Entries with page source code:
§ §

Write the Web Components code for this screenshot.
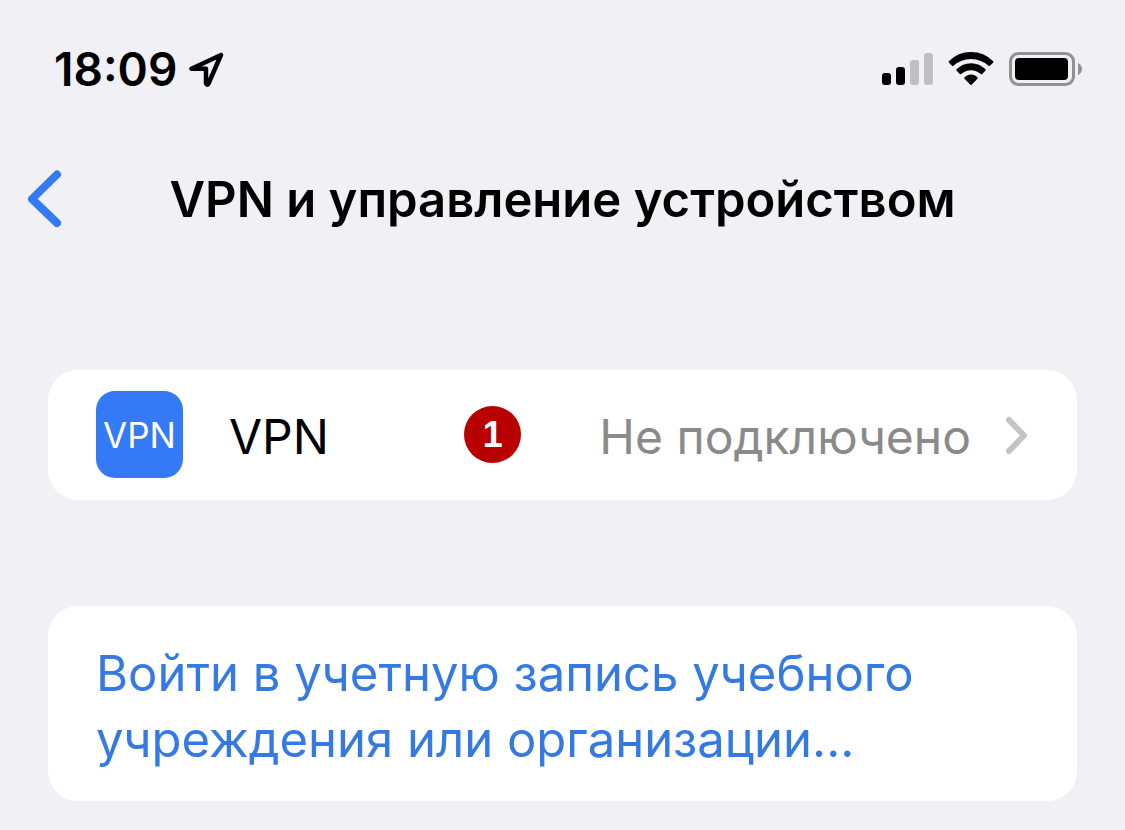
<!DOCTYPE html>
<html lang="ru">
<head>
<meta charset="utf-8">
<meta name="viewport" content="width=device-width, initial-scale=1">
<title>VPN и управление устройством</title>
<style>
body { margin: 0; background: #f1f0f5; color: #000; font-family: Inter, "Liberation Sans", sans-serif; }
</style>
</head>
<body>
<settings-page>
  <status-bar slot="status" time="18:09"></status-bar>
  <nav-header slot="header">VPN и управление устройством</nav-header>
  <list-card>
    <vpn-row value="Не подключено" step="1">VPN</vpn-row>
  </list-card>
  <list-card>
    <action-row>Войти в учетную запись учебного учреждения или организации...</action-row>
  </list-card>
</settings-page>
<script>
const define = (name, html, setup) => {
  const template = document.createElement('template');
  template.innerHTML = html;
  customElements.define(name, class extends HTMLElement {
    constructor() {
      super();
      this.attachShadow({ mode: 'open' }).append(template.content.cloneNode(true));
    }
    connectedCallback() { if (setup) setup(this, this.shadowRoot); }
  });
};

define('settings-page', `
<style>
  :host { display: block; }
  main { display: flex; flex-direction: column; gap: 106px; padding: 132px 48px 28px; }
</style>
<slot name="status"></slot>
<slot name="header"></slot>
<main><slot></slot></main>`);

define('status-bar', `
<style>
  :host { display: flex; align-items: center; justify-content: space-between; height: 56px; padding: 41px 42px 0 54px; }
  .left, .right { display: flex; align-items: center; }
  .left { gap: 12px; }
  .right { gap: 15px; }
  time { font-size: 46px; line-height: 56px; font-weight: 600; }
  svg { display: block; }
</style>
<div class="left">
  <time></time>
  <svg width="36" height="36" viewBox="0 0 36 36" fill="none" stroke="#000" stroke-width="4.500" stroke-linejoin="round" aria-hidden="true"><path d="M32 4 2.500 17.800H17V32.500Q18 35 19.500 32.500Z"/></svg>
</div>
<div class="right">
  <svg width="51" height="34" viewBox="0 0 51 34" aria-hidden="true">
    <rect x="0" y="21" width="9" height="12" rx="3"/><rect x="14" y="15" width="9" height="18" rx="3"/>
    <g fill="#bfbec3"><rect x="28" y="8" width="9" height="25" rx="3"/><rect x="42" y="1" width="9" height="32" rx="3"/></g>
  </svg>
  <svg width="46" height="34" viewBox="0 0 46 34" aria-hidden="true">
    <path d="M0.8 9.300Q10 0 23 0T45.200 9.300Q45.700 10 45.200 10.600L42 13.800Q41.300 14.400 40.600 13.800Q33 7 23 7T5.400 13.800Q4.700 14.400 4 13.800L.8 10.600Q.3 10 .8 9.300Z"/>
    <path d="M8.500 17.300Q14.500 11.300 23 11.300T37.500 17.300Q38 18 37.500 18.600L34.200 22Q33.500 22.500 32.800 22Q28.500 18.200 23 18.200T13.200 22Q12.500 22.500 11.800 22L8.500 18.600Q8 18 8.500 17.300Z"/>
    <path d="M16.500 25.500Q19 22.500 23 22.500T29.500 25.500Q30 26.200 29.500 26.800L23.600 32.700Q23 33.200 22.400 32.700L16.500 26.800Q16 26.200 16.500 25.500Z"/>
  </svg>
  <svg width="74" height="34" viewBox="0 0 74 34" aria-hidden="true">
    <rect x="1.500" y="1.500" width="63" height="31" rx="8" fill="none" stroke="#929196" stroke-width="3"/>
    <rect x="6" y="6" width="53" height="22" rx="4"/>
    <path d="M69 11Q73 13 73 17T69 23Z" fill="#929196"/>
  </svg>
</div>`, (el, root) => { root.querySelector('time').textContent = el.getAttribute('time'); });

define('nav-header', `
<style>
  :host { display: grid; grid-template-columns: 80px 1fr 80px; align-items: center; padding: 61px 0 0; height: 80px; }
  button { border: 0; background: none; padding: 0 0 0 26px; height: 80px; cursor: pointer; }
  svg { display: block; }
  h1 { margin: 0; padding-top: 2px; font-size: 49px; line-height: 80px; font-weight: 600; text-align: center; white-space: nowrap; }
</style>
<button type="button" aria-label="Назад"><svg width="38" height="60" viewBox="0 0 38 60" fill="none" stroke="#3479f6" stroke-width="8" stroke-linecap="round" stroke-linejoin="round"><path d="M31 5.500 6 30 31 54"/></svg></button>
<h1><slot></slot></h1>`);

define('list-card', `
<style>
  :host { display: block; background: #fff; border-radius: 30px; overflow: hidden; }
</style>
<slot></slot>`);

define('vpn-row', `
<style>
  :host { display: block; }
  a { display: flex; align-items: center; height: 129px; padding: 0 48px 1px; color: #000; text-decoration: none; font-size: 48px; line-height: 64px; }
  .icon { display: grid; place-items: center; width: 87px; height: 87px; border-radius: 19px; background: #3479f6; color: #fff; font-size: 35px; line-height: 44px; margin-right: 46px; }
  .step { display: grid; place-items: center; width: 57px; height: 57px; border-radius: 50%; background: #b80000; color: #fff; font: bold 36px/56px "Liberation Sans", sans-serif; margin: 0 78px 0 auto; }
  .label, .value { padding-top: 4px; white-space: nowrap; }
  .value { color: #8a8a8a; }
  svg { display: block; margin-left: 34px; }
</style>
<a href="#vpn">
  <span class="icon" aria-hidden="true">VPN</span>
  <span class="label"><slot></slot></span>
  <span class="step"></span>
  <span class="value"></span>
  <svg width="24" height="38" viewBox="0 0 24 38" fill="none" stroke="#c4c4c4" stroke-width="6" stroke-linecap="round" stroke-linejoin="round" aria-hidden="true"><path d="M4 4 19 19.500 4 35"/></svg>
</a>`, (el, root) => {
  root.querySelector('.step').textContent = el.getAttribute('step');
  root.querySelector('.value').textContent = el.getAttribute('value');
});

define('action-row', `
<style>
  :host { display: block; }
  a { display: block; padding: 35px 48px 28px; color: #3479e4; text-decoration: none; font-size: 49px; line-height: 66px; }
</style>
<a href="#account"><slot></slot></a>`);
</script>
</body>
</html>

§ §

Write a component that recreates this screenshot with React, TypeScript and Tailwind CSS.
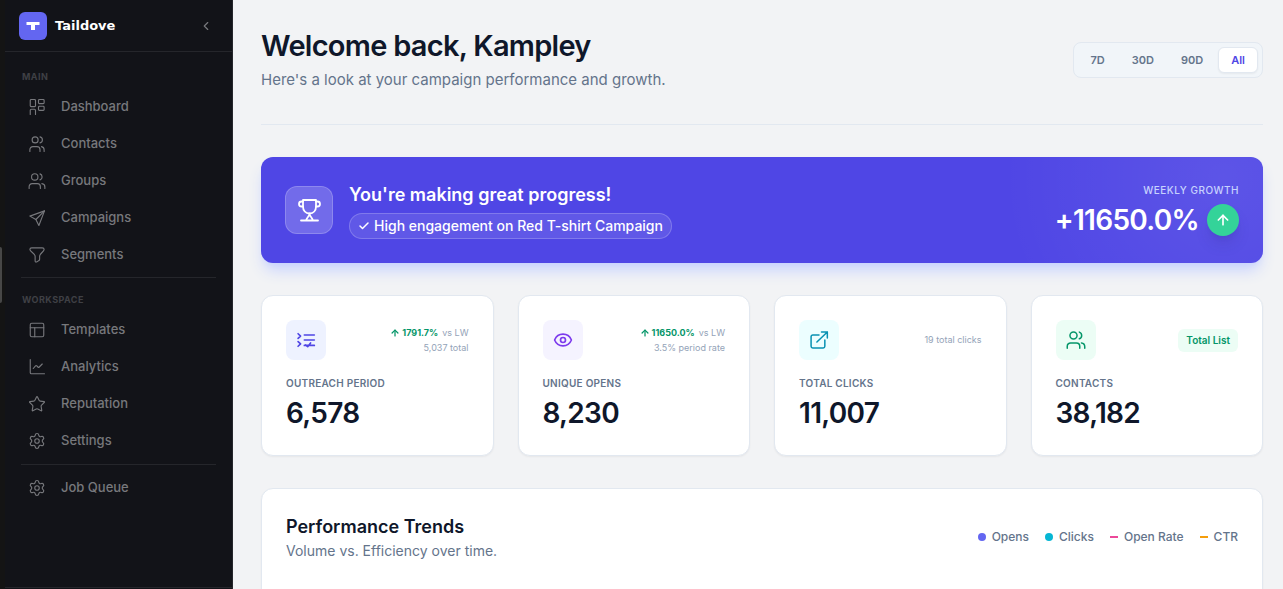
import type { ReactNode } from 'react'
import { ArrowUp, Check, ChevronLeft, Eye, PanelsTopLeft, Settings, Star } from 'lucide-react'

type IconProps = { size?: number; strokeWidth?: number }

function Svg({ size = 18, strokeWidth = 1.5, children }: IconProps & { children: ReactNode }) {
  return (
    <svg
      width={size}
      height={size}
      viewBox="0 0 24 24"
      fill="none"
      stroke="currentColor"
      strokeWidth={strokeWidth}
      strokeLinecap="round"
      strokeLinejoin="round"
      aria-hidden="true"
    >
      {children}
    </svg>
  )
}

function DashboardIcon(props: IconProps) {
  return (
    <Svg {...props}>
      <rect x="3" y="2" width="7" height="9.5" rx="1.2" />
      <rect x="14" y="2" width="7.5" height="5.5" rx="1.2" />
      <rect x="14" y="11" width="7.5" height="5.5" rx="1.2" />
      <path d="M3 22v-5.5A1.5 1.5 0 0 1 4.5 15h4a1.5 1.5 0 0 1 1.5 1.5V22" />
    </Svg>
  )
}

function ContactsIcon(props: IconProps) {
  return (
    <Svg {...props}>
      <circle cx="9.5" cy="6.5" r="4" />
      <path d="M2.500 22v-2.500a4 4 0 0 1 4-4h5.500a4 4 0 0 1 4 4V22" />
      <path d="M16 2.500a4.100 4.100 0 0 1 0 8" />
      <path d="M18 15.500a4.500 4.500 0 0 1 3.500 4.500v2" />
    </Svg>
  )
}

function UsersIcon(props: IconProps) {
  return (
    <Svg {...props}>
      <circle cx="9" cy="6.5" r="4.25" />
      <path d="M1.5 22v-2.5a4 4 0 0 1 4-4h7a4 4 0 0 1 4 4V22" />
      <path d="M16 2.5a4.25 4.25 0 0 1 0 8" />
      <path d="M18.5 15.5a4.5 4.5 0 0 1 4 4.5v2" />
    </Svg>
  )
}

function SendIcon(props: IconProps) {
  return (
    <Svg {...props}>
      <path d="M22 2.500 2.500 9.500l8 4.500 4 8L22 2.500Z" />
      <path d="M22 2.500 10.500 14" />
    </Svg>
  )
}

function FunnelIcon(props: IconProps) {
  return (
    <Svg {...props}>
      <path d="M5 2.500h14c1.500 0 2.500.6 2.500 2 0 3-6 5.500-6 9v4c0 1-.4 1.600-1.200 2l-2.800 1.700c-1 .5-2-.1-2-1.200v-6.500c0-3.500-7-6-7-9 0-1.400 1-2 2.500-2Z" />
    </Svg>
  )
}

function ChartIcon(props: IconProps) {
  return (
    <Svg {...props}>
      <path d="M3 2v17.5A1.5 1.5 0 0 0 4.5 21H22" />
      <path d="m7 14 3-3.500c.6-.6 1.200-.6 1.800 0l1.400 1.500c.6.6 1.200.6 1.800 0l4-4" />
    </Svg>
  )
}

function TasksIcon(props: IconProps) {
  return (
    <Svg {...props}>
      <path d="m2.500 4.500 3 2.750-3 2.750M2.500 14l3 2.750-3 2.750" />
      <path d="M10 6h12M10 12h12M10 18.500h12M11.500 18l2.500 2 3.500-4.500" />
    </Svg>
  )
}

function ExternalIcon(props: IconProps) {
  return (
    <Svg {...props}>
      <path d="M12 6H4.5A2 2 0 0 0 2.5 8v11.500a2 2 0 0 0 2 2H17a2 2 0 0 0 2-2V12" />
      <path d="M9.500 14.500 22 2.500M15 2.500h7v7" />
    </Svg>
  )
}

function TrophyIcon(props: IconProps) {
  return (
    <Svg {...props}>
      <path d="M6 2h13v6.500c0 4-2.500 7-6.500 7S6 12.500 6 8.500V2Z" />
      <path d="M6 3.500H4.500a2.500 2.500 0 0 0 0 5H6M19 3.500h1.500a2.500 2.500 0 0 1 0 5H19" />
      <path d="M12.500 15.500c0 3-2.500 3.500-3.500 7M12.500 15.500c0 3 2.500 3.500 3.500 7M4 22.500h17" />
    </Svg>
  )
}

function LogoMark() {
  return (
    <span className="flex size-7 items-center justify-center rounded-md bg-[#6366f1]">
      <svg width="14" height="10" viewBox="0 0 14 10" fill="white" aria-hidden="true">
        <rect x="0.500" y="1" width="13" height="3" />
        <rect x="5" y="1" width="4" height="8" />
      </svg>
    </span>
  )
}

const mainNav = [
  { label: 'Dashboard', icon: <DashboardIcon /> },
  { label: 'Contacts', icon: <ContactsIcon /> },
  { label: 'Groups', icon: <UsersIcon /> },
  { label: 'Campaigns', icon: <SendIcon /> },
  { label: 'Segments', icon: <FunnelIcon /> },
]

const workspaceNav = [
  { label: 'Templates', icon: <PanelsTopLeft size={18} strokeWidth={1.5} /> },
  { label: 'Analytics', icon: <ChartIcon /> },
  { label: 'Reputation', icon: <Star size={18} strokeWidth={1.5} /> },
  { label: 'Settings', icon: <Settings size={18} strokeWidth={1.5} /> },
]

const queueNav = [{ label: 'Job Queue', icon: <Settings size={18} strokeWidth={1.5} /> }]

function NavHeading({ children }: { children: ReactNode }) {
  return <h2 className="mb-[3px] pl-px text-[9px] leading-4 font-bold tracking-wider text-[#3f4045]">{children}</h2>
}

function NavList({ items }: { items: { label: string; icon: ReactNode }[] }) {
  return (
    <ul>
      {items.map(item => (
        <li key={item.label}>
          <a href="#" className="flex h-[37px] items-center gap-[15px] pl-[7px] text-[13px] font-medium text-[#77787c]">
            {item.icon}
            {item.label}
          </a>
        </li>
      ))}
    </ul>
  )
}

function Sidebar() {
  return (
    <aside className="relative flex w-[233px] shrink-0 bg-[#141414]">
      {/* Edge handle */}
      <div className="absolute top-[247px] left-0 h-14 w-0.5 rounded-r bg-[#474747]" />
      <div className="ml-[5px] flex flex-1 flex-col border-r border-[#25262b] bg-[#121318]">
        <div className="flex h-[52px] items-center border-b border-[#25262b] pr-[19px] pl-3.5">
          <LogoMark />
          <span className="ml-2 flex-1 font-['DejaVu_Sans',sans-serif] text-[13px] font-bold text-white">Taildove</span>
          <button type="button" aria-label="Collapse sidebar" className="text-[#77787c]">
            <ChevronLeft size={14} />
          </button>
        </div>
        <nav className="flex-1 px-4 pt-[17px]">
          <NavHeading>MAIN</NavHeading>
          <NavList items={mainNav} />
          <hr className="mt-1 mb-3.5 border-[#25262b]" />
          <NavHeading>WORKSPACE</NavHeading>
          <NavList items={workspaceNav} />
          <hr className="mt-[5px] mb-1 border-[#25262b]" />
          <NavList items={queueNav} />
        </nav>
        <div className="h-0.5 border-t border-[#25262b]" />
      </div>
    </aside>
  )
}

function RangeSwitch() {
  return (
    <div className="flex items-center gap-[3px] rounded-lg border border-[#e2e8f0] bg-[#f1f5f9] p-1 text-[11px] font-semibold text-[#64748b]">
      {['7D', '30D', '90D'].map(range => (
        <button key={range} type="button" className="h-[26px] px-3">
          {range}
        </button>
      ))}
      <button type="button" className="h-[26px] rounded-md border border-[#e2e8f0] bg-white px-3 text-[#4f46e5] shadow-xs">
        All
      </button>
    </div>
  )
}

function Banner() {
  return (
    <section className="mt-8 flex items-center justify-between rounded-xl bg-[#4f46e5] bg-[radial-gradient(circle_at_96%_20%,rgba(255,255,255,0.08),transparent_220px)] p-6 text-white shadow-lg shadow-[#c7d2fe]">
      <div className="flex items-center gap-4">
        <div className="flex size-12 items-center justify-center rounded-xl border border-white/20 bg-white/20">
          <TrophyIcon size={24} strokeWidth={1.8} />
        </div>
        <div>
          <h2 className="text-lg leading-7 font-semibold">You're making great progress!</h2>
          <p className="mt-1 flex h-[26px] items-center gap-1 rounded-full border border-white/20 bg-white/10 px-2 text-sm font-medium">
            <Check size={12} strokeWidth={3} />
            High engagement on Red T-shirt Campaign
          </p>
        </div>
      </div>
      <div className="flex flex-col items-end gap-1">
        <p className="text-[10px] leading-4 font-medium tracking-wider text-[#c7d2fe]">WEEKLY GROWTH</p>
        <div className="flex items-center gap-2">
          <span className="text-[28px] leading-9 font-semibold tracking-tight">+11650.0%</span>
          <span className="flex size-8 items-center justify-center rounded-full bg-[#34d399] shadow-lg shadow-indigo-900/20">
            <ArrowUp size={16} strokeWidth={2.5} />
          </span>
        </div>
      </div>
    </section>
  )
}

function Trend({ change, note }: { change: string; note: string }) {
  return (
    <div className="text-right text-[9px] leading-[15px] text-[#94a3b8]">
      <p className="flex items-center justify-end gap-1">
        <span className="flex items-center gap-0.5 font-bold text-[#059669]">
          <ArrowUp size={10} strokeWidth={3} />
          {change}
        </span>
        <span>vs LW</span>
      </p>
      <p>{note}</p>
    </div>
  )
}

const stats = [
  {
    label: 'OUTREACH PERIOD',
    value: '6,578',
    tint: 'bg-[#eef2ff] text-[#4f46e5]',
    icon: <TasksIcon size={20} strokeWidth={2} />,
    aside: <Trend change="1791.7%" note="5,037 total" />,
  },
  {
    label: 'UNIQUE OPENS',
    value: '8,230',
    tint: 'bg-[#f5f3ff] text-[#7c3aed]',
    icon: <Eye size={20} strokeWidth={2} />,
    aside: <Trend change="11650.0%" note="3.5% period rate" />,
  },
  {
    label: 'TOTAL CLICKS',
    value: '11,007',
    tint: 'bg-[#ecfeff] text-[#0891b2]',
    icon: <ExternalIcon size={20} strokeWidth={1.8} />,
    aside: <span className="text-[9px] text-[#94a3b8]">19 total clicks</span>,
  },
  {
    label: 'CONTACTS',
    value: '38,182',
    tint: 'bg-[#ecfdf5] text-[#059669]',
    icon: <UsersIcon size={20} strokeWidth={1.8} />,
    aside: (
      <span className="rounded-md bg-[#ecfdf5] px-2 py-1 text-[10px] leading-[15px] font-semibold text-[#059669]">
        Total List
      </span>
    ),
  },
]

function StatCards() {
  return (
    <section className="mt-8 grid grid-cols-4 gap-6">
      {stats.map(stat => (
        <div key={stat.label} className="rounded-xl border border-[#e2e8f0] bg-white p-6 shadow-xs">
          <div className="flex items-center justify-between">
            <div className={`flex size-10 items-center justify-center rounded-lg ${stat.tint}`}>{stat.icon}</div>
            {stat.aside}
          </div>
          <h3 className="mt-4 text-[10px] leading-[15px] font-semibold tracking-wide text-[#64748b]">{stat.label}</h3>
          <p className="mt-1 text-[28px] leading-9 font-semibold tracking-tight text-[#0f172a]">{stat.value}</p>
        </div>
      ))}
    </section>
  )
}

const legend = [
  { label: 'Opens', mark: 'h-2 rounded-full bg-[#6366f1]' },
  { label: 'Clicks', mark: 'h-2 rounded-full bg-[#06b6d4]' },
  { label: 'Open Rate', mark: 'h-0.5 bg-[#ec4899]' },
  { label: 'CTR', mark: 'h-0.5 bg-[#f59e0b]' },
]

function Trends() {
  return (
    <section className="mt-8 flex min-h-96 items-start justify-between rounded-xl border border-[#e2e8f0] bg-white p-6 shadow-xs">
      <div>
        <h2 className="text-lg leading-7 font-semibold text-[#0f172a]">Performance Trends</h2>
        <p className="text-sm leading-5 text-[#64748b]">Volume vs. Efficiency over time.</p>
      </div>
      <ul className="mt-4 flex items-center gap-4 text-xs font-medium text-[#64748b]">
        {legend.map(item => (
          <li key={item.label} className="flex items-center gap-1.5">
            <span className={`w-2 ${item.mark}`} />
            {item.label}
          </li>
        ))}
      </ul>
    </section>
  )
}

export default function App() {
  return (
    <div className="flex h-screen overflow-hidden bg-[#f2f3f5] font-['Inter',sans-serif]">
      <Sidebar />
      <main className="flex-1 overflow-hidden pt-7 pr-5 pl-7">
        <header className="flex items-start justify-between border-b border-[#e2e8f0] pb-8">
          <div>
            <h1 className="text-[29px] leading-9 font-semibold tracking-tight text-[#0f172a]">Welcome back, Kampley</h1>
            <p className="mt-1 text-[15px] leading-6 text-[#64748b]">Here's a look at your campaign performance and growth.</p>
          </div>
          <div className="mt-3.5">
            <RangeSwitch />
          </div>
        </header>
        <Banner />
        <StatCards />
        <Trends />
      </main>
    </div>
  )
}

§ §

WRITTEN EXERCISE:
Report every line in the data above in which the word "screenshot" appears.

EXERCISE SOLUTION:
Write the Web Components code for this screenshot.
Write a component that recreates this screenshot with React, TypeScript and Tailwind CSS.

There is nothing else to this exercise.